Periodic Reporting for period 3 - OPTINT (OPTINT: Optimization-based Design of Interactive Technologies)
Reporting period: 2020-02-01 to 2021-07-31
Contemporary user interface (UI) design techniques have been developed for the era of the PC, but designing for these emerging interaction paradigms is a much more diverse and difficult problem and requires reasoning about i) choice of sensing technology ii) sensor placement and configuration iii) and finally reasoning about appropriate input recognition algorithms. These aspects are intertwined with usability in an inseparable fashion.
The main goal of OPTINT is to lay the foundations for the design and implementation of 21st century interactive technologies. In order to achieve this goal the ERC sponsored team works on computational approaches to model human behavior, algorithms to interpret this data and to extract semantic meaning from the low-level observations and to predict the state of the user into the future. This state includes observable aspects such as the location and movements of the user but also unobservable aspects such cognitive load and attention. With such models in place the team then develops algorithms for the computational design of interactive technologies. Such tools may then help a designer to build user interface technologies while jointly considering low-level sensing technology and usability concerns. Leveraging optimization-based algorithms, it will allow for a faster and more efficient exploration of the design space, leading to better designs of user interfaces and to reduced cost of the design process.
First, we have developed a number of data-driven models of human behavior. Human activity is inherently complex, non-linear and over long timescales becomes a stochastic process. However, many applications require predictive models of human activity, for example to design better user interfaces one needs to reason about human action sequences, or in human-robot interaction the agent needs to plan with respect to the current and future state of the human in order to minimize latency. Our lab is at the forefront of data-driven user modelling efforts reaching from algorithms to predict 3D motion data into the future, to inferring cognitive load from pupil dilatation to inferring visual attention from images alone.

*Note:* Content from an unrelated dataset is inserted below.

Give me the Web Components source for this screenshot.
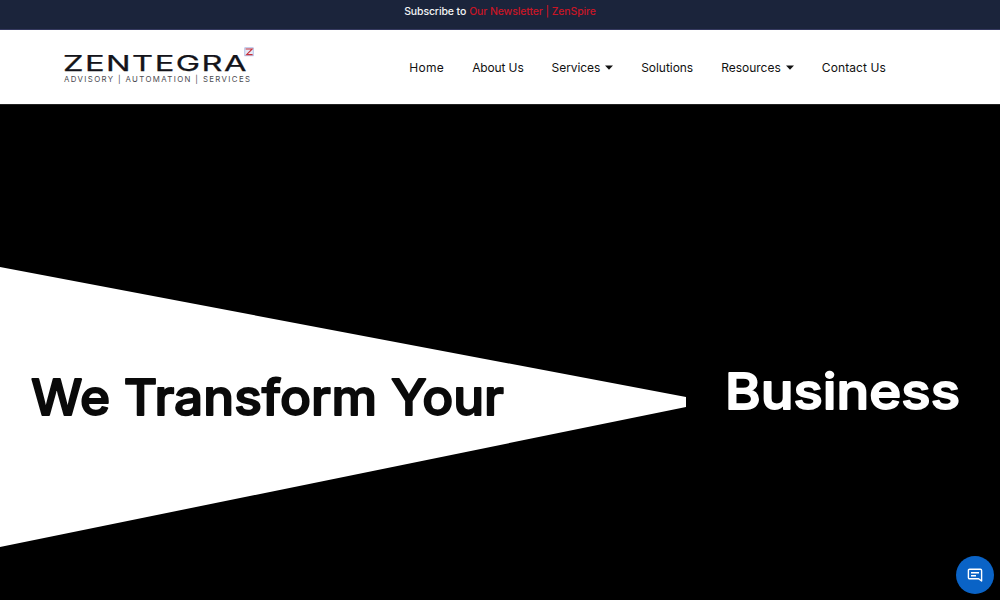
<!DOCTYPE html>
<html><head><meta charset="utf-8">
<style>
html,body{margin:0;padding:0;height:100%;overflow:hidden;background:#000}
body{display:flex;flex-direction:column;height:600px;position:relative;font-family:"Inter","Liberation Sans",sans-serif}
</style></head>
<body>
<promo-bar></promo-bar>
<site-header></site-header>
<hero-banner></hero-banner>
<chat-button></chat-button>
<script>
function def(name,html){customElements.define(name,class extends HTMLElement{constructor(){super();this.attachShadow({mode:"open"}).innerHTML=html}})}
def("promo-bar",`<style>
:host{display:flex;justify-content:center;align-items:center;box-sizing:content-box;height:25px;padding-bottom:4px;background:#1b243b;border-bottom:1px solid #35395f;font:500 10.5px/1 Inter,"Liberation Sans",sans-serif;color:#f4f4f6;letter-spacing:-.12px}
b{font-weight:500;color:#c81626;margin-left:3px}
</style><span>Subscribe to</span><b>Our Newsletter | ZenSpire</b>`);
def("site-logo",`<style>:host{display:block;width:192px;height:42px;margin-top:-1px}svg{display:block;overflow:visible}</style>
<svg width="192" height="42" viewBox="0 0 192 42">
<text x="0" y="25" font-family="Inter,Liberation Sans,sans-serif" font-size="22" font-weight="400" letter-spacing="1" stroke="#14141a" stroke-width=".25" fill="#14141a" textLength="185" lengthAdjust="spacingAndGlyphs">ZENTEGRA</text>
<text x="1" y="36.4" font-family="Inter,Liberation Sans,sans-serif" font-size="7.8" font-weight="400" fill="#4a4a50" textLength="186" lengthAdjust="spacing">ADVISORY | AUTOMATION | SERVICES</text>
<rect x="181.8" y="1.8" width="8.4" height="8" fill="#e6eaf6" stroke="#9aaade" stroke-width=".7"/>
<path d="M182.6 3h6.6l-5.6 5.6h6" fill="none" stroke="#c8303a" stroke-width="1.1"/>
</svg>`);
def("nav-item",`<style>:host{display:inline-flex;align-items:center;gap:5px;font:400 12px/1 Inter,"Liberation Sans",sans-serif;letter-spacing:.05px;color:#111;white-space:nowrap}
svg{display:none}:host([caret]) svg{display:block}</style><slot></slot><svg width="8" height="5" viewBox="0 0 8 5"><path d="M0 .5h8L4 4.8z" fill="#111"/></svg>`);
def("site-header",`<style>
:host{display:flex;align-items:center;justify-content:space-between;height:74px;background:#fff;padding:0 114px 0 63px}
nav{display:flex;gap:28px;align-items:center;margin-top:1px}
</style><site-logo></site-logo><nav>
<nav-item style="letter-spacing:.3px">Home</nav-item><nav-item style="letter-spacing:-.13px">About Us</nav-item><nav-item caret style="letter-spacing:-.08px">Services</nav-item><nav-item style="letter-spacing:-.05px">Solutions</nav-item><nav-item caret style="letter-spacing:0">Resources</nav-item><nav-item style="letter-spacing:.1px">Contact Us</nav-item></nav>`);
def("hero-banner",`<style>
:host{display:flex;flex:1;background:#000;border-top:1px solid #222}
.wedge{width:686px;height:495px;background:#fff;clip-path:polygon(0 162px,686px 292px,686px 302px,0 442px);display:flex;align-items:flex-start;padding:261px 0 0 32px;box-sizing:border-box;flex:none}
.next{padding:255px 0 0 41px}
svg{display:block;overflow:visible}
text{font-family:Inter,"Liberation Sans",sans-serif;font-size:50px;font-weight:500;stroke-width:1.8px;stroke-linejoin:round;stroke-linecap:round}
.d{fill:#0a0a0a;stroke:#0a0a0a}.l{fill:#fff;stroke:#fff}
</style><div class="wedge"><svg width="475" height="60"><text class="d" x="-1" y="49.2" textLength="473" lengthAdjust="spacingAndGlyphs">We Transform Your</text></svg></div><div class="next"><svg width="235" height="60"><text class="l" x="-2" y="49" textLength="235" lengthAdjust="spacingAndGlyphs">Business</text></svg></div>`);
def("chat-button",`<style>
:host{position:absolute;left:956px;top:556px;width:38px;height:38px;border-radius:50%;background:#0a63c6;display:flex;align-items:center;justify-content:center}
</style><svg width="16" height="16" viewBox="0 0 16 16" fill="none" stroke="#fff" stroke-width="1.4"><path d="M2.6 2.2h10.8a1.2 1.2 0 0 1 1.2 1.2v10.6l-3-2.2H2.6a1.2 1.2 0 0 1-1.2-1.2V3.4a1.2 1.2 0 0 1 1.2-1.2z" stroke-linejoin="round"/><path d="M4 5.8h8M4 8.8h5"/></svg>`);
</script>
</body></html>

Second, we have developed several computational UI adaptation techniques that leverage the inferred user state and acquired models to adjust the type, timing and location of information that is displayed. This work is foundational to an emerging area in computational system and user interface design as it changes the way we think about and ultimately design user interfaces. For example, in a recent paper to appear at the International Symposium on User Interface Software and Technology (ACM UIST) we demonstrate how an estimate of cognitive load can be leveraged to continuously optimize what information is shown to the user, where it shown and how much screen real-estate is dedicated to the element in Mixed Reality applications. In the context of the OPTINT project we are developing several related algorithms and combine them with traditional User Interface methods in order to give designers better tools to build more usable interactive technologies.